[Goal of the exercise] Lines containing the string "that" are to be counted. Write only how many there are.
########################################
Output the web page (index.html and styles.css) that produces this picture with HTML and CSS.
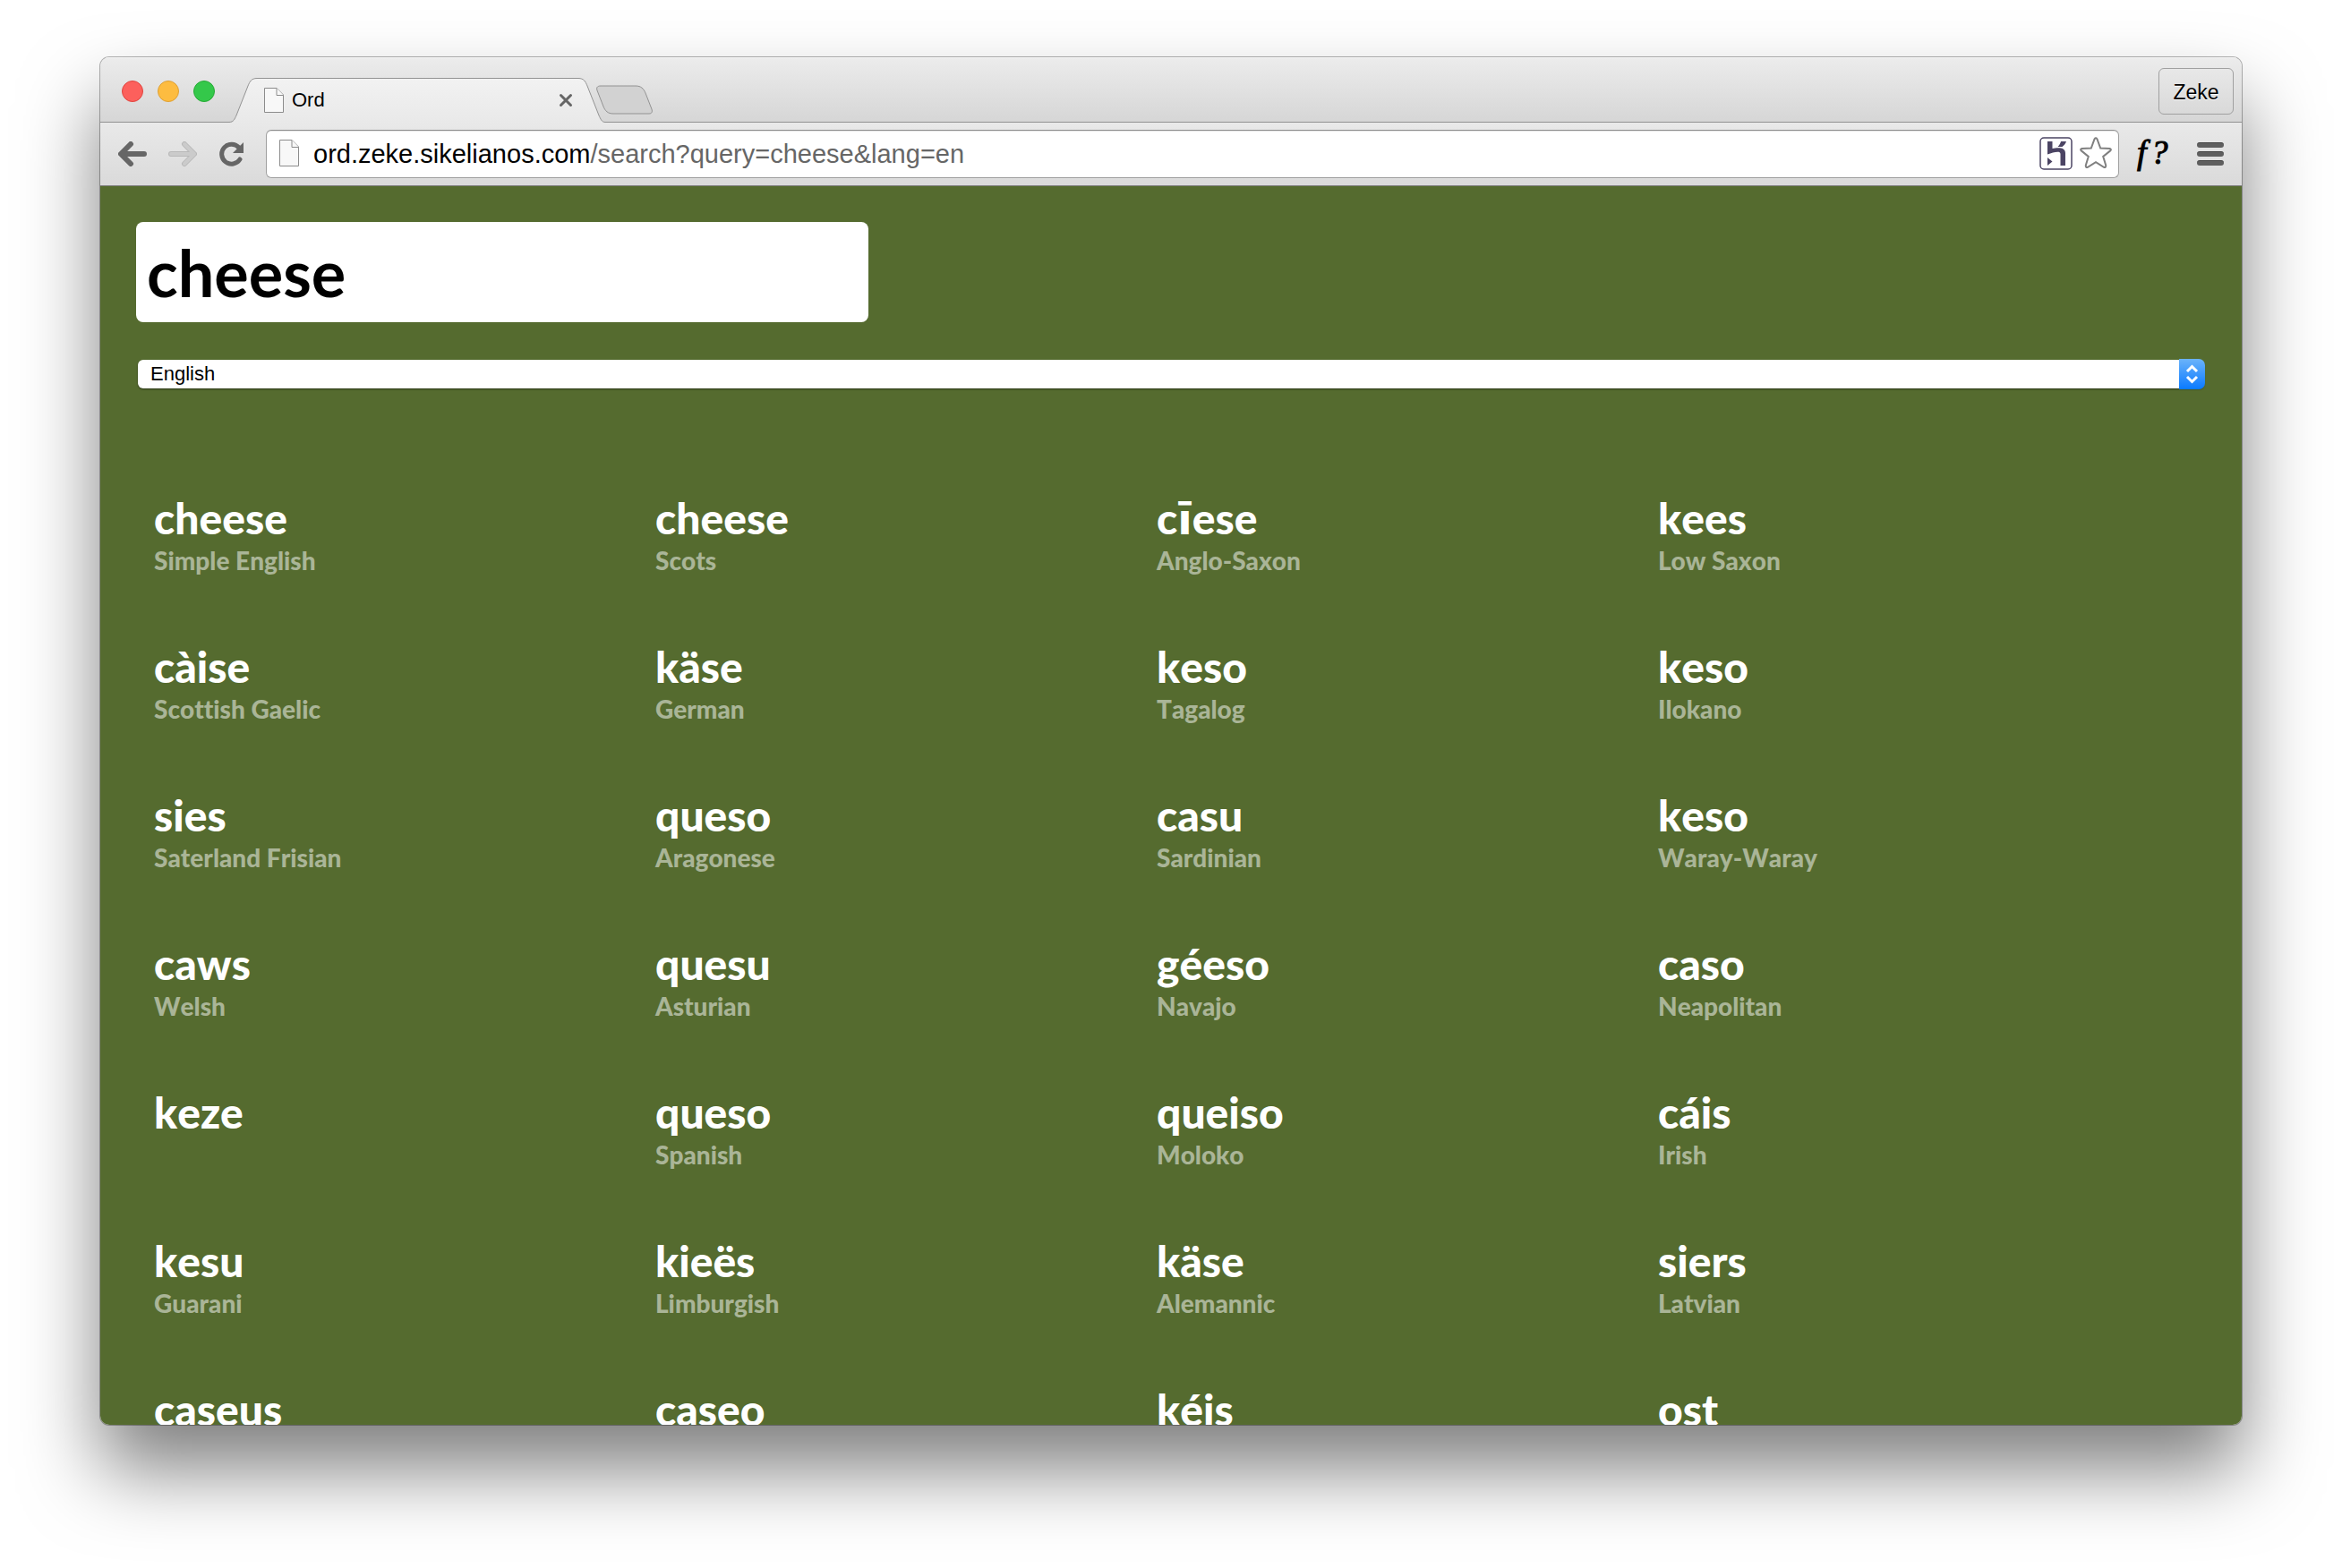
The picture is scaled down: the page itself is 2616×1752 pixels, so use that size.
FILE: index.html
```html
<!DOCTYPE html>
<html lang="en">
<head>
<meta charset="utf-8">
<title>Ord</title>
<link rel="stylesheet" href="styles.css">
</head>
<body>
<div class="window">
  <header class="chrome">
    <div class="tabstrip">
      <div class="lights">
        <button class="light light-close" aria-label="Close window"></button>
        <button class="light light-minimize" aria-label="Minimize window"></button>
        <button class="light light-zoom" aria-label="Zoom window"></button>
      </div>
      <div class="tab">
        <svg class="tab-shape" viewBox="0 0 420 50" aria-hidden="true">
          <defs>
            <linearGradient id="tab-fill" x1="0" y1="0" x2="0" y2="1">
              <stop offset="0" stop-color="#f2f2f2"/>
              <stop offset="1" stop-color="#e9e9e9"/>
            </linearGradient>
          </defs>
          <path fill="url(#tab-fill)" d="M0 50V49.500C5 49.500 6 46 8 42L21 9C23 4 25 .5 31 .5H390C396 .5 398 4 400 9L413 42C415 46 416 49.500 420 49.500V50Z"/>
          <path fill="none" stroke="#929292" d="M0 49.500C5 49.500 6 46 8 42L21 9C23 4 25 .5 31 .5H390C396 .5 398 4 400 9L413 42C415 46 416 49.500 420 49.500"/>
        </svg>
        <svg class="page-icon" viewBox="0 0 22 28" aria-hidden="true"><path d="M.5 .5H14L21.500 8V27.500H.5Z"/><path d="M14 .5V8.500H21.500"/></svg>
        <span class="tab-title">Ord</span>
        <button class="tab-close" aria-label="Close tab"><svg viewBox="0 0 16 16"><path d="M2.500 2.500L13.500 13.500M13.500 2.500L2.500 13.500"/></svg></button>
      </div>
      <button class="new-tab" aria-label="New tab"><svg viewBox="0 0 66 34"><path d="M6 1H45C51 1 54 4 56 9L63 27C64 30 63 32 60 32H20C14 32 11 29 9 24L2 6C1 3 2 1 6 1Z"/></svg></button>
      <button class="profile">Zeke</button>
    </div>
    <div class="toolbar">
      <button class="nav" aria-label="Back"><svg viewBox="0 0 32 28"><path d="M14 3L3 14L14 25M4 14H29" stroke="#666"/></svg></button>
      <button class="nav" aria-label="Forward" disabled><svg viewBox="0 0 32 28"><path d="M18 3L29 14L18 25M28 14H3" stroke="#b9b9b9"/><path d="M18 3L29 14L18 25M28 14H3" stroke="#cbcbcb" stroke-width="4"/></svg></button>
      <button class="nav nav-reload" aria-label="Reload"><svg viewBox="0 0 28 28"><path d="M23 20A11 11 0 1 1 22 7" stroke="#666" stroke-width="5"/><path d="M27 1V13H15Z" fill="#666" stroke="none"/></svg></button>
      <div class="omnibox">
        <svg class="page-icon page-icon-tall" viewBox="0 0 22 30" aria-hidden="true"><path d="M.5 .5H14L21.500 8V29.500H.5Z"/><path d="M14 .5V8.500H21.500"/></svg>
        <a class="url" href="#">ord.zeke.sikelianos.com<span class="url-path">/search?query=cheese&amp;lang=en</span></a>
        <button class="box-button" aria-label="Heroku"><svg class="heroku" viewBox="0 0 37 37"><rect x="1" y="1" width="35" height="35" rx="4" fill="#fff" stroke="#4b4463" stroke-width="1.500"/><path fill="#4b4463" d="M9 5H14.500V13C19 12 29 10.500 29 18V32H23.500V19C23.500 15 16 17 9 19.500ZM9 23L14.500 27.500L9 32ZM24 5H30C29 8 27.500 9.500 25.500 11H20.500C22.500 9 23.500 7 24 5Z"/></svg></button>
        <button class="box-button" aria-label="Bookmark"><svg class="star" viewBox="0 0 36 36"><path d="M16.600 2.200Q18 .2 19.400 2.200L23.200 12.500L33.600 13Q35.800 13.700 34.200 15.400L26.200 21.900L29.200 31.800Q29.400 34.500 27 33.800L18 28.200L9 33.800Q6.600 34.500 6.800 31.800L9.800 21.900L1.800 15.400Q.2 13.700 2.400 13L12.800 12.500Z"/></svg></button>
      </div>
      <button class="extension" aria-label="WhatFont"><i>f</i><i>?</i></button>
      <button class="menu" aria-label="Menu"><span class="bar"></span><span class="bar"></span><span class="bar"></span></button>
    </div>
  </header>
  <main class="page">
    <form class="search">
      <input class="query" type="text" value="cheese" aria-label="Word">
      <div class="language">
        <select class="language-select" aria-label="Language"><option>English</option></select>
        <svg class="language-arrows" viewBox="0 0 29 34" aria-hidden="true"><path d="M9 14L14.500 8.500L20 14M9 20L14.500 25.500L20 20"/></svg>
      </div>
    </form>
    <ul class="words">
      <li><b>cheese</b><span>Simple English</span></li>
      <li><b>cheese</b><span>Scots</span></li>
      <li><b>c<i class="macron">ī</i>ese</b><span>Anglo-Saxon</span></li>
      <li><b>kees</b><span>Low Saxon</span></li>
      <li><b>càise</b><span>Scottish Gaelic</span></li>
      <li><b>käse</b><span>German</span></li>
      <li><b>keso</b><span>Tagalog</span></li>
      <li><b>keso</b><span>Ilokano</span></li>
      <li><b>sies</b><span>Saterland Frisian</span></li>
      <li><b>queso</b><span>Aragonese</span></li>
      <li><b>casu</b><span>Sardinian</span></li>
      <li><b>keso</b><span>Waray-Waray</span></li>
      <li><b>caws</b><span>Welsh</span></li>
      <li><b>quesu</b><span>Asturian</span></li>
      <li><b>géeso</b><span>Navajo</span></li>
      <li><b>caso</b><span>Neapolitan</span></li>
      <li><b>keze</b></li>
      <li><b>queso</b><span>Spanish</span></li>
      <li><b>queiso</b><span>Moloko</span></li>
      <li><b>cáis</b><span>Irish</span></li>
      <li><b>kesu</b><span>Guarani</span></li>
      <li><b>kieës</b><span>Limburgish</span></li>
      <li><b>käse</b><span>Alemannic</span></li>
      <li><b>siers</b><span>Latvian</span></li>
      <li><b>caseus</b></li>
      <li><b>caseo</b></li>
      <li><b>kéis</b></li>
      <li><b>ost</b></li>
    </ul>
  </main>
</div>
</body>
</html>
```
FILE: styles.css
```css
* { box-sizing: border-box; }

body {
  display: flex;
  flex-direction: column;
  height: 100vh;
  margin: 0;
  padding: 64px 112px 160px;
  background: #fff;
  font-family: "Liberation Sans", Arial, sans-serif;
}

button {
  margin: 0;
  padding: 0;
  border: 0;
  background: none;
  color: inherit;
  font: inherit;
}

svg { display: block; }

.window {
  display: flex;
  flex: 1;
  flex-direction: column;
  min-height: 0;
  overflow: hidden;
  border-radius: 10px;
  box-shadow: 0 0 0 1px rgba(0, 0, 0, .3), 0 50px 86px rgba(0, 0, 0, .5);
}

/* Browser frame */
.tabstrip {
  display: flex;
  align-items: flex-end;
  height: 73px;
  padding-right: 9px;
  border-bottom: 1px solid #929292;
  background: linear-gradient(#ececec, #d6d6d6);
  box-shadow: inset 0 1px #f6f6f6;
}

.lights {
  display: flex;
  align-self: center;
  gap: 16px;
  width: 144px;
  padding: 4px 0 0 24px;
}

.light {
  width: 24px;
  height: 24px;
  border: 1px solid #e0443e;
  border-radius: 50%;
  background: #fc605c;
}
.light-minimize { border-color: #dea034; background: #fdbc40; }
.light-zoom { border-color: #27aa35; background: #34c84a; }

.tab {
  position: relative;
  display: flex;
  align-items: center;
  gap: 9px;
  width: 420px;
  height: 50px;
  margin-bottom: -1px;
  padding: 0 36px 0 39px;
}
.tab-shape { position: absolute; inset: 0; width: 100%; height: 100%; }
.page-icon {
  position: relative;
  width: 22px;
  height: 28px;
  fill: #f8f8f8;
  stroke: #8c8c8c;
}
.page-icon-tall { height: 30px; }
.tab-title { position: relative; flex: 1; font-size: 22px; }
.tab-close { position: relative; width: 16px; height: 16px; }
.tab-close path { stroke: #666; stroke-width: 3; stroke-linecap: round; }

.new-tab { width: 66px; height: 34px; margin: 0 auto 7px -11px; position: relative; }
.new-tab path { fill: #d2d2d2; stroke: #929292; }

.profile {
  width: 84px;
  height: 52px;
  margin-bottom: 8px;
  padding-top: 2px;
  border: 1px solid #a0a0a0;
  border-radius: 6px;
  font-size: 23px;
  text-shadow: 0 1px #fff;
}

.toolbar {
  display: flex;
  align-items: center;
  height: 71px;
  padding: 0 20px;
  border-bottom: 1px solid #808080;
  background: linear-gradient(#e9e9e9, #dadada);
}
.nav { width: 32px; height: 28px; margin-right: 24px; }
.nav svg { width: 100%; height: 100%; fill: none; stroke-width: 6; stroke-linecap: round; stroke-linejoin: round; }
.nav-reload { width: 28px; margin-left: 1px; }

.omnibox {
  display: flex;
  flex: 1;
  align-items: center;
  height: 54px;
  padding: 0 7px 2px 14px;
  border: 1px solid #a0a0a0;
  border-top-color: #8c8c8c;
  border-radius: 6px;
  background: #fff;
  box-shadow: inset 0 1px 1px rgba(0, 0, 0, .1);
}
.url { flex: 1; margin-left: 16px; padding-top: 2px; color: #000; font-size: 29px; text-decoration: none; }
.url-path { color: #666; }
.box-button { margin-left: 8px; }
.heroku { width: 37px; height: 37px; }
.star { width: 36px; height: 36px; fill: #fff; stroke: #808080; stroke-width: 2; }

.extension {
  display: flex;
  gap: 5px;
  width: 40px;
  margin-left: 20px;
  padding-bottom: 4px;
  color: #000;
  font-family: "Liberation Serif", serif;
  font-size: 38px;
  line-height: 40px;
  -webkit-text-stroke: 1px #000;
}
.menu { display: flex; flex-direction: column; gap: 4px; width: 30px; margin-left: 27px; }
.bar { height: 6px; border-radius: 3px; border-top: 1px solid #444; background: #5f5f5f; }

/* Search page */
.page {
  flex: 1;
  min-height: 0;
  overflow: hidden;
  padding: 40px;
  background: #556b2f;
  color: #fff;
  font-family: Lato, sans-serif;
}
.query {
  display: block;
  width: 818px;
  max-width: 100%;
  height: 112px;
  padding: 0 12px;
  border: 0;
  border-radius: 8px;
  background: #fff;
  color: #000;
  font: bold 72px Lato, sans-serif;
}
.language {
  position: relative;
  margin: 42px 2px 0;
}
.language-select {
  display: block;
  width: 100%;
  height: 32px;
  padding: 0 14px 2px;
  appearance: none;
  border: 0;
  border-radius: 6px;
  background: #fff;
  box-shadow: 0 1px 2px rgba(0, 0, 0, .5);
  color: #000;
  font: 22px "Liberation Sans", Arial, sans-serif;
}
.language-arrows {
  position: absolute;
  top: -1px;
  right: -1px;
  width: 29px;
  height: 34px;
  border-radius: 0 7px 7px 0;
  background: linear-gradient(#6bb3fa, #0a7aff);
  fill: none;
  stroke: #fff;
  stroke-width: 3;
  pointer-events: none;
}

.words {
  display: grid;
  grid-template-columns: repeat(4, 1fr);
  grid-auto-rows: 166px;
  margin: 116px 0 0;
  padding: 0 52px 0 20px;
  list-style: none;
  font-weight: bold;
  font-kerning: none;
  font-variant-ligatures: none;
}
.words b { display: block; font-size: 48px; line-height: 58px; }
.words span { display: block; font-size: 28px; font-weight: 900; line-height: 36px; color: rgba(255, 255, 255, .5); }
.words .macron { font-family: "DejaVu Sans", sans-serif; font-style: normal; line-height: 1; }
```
########################################
[Expected answer] 2